§ **To do**: Copy whichever lines contain the string "React".

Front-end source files

-- Begin --

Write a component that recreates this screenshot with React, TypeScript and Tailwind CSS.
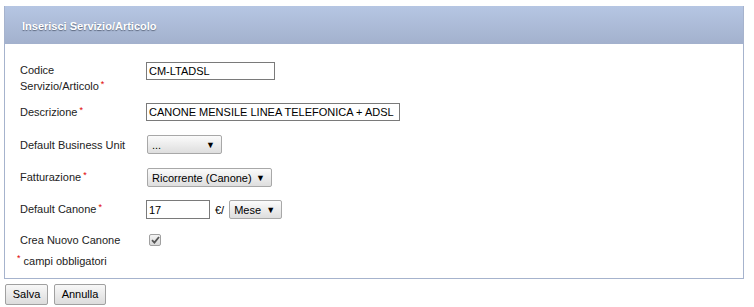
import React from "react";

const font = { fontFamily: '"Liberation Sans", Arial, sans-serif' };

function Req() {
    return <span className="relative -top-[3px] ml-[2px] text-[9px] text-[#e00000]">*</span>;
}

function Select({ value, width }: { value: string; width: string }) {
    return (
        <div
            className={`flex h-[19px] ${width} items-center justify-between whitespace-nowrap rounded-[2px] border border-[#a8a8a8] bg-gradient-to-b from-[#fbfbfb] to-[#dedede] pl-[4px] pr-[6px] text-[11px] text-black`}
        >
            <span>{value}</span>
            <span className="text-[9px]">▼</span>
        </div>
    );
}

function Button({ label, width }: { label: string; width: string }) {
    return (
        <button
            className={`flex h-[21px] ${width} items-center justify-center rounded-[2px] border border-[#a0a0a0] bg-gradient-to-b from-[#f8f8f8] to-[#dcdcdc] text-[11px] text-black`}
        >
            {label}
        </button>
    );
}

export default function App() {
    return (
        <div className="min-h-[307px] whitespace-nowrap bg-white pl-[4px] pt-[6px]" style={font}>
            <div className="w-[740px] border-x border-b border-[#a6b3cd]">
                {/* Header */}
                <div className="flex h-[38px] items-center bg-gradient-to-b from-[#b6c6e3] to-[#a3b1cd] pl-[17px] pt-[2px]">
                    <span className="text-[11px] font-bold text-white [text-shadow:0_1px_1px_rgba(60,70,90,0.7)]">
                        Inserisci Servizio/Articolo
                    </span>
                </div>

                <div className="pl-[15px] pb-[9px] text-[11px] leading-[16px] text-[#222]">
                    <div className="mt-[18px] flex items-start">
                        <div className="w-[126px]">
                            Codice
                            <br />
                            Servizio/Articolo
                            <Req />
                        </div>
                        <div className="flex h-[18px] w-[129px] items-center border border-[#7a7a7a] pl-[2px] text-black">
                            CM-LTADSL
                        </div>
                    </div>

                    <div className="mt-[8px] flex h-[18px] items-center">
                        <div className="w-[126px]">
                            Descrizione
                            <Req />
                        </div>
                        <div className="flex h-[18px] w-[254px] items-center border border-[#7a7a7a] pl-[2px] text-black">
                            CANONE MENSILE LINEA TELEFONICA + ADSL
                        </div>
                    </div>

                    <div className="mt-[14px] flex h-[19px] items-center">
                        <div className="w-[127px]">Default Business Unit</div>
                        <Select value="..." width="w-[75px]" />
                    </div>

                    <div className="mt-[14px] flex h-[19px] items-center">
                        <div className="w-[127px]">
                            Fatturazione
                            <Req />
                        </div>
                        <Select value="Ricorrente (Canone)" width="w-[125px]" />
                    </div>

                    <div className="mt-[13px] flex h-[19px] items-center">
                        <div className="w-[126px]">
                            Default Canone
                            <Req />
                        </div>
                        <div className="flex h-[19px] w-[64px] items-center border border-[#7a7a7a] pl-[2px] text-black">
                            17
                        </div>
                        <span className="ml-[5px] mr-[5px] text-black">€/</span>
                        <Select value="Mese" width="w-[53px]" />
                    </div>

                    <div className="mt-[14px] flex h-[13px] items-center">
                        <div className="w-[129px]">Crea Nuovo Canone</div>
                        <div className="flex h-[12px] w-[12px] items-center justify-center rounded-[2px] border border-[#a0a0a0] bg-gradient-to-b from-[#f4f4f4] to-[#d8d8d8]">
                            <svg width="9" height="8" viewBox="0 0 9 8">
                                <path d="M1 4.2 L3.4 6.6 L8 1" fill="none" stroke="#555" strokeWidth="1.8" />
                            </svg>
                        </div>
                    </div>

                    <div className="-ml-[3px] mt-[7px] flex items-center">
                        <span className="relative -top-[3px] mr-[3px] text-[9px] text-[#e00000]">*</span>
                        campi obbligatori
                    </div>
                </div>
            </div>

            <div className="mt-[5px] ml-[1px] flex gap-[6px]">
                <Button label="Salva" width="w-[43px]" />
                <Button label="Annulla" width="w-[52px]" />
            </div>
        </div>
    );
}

-- End --
-- Begin --

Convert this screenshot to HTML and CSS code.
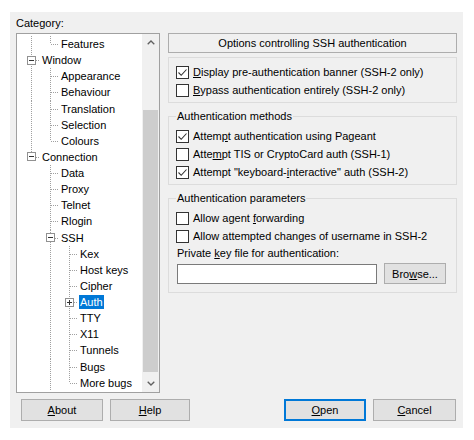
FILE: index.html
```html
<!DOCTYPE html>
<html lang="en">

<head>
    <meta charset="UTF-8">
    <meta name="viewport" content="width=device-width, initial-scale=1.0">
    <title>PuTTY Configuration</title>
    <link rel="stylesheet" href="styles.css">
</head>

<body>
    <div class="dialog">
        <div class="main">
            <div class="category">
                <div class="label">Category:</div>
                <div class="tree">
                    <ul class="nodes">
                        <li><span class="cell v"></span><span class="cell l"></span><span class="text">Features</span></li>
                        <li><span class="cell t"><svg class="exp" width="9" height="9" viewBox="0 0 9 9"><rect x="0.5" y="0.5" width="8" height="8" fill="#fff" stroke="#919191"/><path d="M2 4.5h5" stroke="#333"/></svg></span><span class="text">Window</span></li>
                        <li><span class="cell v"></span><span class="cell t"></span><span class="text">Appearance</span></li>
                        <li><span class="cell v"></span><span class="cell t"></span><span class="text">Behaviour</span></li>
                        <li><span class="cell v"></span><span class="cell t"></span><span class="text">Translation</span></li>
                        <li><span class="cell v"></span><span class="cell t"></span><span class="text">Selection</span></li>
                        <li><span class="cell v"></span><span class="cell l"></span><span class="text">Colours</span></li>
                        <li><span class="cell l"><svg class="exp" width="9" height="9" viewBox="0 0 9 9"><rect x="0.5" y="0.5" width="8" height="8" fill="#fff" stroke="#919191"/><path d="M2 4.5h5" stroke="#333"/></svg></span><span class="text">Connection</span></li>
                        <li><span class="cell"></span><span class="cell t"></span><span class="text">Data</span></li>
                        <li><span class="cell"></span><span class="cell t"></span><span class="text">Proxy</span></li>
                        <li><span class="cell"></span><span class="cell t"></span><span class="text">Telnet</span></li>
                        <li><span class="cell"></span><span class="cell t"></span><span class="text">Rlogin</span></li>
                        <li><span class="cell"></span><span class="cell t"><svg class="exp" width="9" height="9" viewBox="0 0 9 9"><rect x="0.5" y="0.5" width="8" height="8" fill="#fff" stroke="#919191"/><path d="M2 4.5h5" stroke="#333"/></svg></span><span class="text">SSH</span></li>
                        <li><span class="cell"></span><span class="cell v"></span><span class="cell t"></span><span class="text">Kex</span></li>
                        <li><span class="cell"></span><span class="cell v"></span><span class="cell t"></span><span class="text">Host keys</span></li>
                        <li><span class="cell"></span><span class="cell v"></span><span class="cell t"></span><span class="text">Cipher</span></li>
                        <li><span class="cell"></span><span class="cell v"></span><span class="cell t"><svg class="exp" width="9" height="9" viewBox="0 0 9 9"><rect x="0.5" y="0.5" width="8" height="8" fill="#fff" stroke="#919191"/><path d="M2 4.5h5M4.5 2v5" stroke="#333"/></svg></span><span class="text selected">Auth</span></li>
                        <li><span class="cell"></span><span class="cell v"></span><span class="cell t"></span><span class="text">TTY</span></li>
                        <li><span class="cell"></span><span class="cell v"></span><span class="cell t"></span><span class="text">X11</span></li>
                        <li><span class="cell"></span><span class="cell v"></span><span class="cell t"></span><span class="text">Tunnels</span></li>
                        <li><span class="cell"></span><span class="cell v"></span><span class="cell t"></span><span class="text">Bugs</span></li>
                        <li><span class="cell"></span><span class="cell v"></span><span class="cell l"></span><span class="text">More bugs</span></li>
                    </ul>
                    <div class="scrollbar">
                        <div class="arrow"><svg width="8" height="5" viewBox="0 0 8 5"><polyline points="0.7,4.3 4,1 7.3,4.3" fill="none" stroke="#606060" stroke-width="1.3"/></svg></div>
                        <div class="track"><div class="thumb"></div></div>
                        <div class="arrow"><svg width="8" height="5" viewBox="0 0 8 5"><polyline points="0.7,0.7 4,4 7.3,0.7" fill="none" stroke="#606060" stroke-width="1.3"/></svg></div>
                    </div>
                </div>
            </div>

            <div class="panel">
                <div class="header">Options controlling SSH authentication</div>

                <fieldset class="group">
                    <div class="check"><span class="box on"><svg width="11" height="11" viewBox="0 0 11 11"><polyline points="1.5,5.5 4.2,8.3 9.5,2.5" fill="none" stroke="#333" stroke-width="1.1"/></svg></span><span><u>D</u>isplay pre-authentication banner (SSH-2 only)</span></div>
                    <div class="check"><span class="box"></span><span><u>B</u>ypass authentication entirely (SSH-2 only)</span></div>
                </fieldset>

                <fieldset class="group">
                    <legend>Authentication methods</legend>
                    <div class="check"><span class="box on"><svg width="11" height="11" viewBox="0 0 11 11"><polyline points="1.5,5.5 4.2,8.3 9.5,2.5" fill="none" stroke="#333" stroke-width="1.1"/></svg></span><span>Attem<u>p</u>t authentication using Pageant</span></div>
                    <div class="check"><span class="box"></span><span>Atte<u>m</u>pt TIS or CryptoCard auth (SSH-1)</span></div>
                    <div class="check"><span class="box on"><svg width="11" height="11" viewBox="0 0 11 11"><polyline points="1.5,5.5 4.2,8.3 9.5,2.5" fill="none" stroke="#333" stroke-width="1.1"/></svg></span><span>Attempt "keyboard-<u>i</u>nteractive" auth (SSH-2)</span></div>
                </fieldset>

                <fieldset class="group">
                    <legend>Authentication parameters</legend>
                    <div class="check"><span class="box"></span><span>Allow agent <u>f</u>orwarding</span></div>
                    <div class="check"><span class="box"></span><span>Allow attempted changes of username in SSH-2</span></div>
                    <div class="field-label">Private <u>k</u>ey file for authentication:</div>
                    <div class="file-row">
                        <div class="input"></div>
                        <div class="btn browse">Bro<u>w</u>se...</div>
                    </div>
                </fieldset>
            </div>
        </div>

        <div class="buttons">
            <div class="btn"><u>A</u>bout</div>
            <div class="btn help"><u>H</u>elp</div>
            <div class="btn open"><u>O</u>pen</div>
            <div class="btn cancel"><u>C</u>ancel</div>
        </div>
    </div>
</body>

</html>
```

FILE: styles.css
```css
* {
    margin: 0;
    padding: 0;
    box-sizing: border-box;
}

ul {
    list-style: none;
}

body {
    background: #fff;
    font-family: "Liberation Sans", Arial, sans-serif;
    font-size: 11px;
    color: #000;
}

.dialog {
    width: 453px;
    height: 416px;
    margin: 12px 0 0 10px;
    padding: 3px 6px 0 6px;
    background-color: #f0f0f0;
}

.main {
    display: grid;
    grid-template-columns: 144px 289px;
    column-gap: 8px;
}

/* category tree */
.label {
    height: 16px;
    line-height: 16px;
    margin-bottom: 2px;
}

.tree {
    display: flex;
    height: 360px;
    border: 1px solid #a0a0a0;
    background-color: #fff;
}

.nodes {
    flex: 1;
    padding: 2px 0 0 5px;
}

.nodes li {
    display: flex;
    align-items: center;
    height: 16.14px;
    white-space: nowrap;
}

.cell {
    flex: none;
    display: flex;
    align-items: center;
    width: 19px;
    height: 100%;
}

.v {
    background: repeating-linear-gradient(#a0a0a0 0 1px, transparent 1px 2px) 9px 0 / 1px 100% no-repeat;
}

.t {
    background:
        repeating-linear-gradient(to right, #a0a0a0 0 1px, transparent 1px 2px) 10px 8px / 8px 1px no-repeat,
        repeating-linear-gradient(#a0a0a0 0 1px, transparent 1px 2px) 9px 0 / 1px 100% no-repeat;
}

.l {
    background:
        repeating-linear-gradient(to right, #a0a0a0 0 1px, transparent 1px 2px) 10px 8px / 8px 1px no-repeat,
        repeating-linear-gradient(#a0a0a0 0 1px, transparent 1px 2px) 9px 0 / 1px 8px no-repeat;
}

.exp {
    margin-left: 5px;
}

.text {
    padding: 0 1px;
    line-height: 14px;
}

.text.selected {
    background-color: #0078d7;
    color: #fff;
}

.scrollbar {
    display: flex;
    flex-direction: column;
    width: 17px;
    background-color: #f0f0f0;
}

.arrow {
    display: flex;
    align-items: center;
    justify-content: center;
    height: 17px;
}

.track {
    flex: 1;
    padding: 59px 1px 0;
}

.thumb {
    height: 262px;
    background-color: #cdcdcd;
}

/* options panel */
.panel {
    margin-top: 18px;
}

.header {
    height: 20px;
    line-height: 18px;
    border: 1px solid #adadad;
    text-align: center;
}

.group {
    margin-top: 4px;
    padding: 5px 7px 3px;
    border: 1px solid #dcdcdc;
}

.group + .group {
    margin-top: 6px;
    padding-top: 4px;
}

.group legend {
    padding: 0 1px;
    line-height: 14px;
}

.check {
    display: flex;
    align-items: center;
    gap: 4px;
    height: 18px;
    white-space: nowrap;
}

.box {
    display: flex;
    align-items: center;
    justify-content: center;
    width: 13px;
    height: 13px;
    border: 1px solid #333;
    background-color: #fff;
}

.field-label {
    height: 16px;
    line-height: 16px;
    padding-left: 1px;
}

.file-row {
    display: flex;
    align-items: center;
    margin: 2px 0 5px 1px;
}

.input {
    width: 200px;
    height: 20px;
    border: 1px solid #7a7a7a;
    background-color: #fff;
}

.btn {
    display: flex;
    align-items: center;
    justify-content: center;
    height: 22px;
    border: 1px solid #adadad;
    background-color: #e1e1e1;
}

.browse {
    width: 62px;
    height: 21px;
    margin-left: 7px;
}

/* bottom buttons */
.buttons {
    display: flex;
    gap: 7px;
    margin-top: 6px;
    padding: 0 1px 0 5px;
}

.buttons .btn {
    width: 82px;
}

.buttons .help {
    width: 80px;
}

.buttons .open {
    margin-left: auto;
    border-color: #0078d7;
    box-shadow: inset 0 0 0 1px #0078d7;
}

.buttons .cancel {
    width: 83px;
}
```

-- End --
-- Begin --

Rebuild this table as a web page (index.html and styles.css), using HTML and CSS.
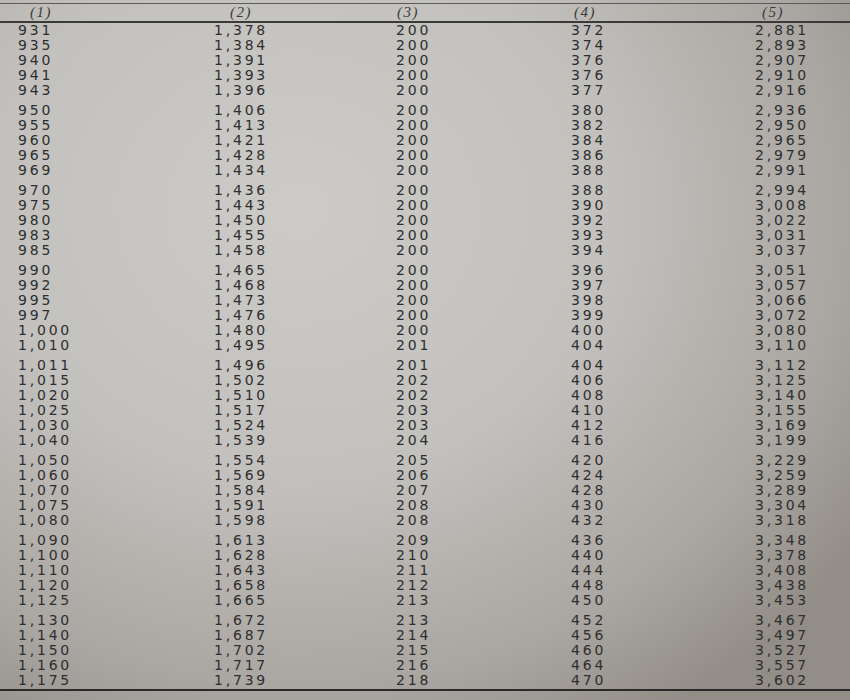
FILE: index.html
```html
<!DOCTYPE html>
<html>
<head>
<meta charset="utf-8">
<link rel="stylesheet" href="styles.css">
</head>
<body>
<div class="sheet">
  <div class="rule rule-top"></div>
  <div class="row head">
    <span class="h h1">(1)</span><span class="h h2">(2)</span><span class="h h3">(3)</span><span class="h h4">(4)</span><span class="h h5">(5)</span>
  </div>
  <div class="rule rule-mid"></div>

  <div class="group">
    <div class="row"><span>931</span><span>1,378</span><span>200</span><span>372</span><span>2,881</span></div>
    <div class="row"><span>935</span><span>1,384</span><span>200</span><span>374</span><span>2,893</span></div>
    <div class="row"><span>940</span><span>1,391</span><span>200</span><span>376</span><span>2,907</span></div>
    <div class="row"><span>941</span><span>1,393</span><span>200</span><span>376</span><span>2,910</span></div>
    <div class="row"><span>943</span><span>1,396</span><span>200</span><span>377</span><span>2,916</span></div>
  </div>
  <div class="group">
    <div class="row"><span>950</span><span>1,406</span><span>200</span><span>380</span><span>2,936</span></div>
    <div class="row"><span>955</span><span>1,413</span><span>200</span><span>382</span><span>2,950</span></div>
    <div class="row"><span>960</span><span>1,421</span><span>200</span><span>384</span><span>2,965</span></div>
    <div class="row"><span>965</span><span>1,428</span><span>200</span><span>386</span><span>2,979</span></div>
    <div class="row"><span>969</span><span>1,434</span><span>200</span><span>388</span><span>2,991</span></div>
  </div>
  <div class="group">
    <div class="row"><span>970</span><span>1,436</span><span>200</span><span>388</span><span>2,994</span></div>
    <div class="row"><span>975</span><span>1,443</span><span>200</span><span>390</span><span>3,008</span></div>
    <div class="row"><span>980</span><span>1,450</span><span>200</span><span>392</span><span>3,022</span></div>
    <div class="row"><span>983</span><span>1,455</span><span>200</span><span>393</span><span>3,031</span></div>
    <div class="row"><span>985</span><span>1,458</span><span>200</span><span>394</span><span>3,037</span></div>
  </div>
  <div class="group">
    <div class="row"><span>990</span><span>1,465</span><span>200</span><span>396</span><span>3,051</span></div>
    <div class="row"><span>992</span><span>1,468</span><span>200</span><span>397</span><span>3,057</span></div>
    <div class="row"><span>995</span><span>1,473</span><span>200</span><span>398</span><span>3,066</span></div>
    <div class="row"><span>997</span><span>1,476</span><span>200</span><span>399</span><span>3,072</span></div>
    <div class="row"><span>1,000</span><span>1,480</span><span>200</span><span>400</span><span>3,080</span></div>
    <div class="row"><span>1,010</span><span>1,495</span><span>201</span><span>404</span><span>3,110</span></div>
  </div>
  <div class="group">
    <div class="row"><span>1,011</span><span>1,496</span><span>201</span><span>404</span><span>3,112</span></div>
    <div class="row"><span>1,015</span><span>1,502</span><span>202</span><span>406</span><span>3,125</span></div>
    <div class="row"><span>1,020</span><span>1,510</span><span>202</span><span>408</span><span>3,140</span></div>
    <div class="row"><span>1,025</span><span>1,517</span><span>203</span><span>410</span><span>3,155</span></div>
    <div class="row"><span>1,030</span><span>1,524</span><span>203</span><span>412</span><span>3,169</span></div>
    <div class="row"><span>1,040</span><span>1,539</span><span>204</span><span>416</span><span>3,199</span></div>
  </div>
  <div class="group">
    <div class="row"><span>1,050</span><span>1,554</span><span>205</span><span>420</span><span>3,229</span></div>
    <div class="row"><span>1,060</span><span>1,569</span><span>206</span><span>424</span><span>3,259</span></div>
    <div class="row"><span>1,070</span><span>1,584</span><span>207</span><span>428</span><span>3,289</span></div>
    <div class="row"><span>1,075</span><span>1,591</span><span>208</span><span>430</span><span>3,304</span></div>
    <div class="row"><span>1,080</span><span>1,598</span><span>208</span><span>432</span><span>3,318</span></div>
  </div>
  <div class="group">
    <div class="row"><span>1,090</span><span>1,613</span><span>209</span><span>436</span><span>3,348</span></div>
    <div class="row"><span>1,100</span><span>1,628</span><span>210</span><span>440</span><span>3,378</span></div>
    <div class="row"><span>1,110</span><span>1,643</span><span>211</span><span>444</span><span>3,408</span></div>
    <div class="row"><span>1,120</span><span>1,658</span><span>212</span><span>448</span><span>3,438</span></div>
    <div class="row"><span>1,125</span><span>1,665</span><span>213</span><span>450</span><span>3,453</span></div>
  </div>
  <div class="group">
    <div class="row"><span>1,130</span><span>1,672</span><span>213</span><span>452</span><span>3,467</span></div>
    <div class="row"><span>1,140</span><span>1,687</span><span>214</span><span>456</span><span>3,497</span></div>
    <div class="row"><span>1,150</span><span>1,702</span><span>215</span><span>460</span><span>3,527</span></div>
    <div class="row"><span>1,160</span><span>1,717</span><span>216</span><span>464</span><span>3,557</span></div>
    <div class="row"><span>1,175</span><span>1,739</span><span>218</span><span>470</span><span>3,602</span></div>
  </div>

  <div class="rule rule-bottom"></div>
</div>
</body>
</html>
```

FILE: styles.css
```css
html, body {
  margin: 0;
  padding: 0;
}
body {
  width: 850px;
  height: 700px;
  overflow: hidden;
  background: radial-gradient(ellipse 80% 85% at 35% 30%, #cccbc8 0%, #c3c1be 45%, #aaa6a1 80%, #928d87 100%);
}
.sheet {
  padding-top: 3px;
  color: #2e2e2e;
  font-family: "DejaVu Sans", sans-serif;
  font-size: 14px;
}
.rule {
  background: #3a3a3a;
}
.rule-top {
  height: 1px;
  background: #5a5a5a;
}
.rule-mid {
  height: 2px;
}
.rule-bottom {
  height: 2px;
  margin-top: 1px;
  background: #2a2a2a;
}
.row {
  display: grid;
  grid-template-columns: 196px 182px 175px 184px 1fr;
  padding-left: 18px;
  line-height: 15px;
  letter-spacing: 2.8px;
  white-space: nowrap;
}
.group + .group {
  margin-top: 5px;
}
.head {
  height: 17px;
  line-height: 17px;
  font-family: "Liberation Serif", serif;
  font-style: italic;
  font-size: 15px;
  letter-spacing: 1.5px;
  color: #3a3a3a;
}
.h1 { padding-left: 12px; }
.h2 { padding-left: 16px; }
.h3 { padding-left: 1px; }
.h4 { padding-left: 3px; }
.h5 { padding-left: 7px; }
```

-- End --

§ **Final answer**:
Write a component that recreates this screenshot with React, TypeScript and Tailwind CSS.
import React from "react";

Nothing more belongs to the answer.